Data Analytics and Natural Language Processing are emerging as potential lifesavers for modern organisations at risk of drowning in rivers of unstructured data. ABBYY is one of a number of leading enterprise software developers to apply artificial intelligence (AI) to the task of transforming the rushing torrent into intelligent and actionable information, via a technology known as Compreno. IDM asked Yury Koryukin, Managing Director of ABBYY Australia, to explain how semantic understanding of natural language can help organisations keep their head above water.

IDM: The ABBYY brand is best known for its OCR and data extraction software. Why has the company sought to develop linguistic technology?
YK: Actually, it’s a logical move for us as ABBYY has spent the past 25 years working in this area to develop the electronic dictionaries used in our OCR products. Over that time, our linguists and developers have created a universal description of language for English and Russian initially with a tree of meaning that accommodates and understands the many synonyms that provide a challenge for search engines. For instance if I am looking for a table is it a collection of data or a wooden thing with four legs? Our technology combines syntactic and semantic analysis, as well as machine learning on untagged text corpora. So, it can resolve various complex language phenomena, including lexical ambiguity, recovering omitted words and links (ellipsis), identifying pronoun referents (anaphora), co-reference, coordination and others. We see a lot of opportunities to use this research to extend the functionality of our current products and introduce entirely new ones.

IDM: ABBYY has recently launched a suite of intelligent capture and language-based analytic solutions: ABBYY Info Extractor, ABBYY Smart Classifier and ABBYY Intelligent Search based on Compreno technology. What exactly is Compreno?
YK: ABBYY Compreno is the result of linguistic research by ABBYY to bring machine analysis a step closer to human text processing. Unlike technologies based on statistic algorithms and rules, which do not actually “know” anything about the language and can therefore only learn from the frequencies and co-occurrences of terms in the text, ABBYY Compreno technology accurately identifies entities, facts and relationships between them — to assist business processes that depend on reliable and granular content analysis. Compreno creates an XML where words and their context are identified, and this information is available for further analysis.

IDM: There are many existing technologies that promise to have solved the challenge of automated classification, what additional value does Compreno bring to this task?
YK: Most classification technologies are based on statistics and rules, and don’t use the actual meaning of words, so if you have a big variety of document types and therefore a high degree of complexity of classification you need to spend quite a lot of time to verify the classification results. Whereas ABBYY Smart Classifier offers innovative language-based classification. It delivers syntactic and semantic analysis of document content to accurately assign these documents into predefined categories. This can be used to automate many processes that require document sorting, routing and archiving. For example, mailroom routing, where it analyses document content and by using meaning-based document attributes automatically routes all kinds of documents to the required people and/or department.

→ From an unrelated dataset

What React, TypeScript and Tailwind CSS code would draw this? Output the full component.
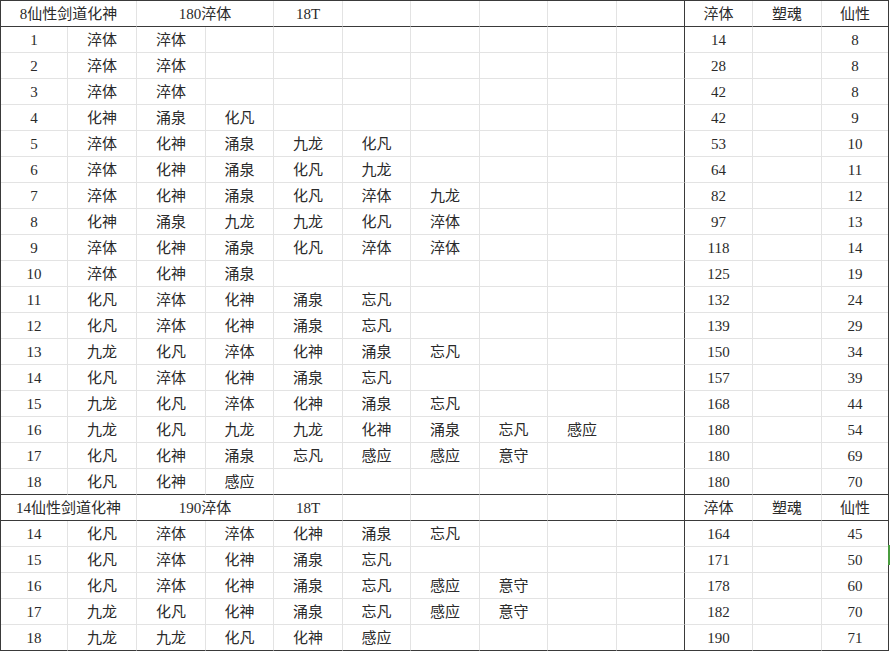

IDM: How does it help Enterprise Search?
YK: On the Internet, Search engines analyse user clicks to improve the quality of search results. These rankings help us to find what we are looking for, although we are still forced to frame our search using keywords instead of natural language. On a corporate network with hundreds or sometimes thousands of users, these ranking methods don’t help. It is not enough to employ statistical methods.
That is why ABBYY’s solution is to generate the results based on ranking by meaning. Unlike traditional ranking, this is built on syntactic and semantic analysis of text, displaying the results that are closest to the queries’ meanings right at the top of the list. It also helps to narrow down the search by selecting the exact meaning for an ambiguous word in the query.
For example, if you search for “software” and “program”, it will understand that you are probably interested in associated terms, and will deliver results for "application" and other suitable synonyms.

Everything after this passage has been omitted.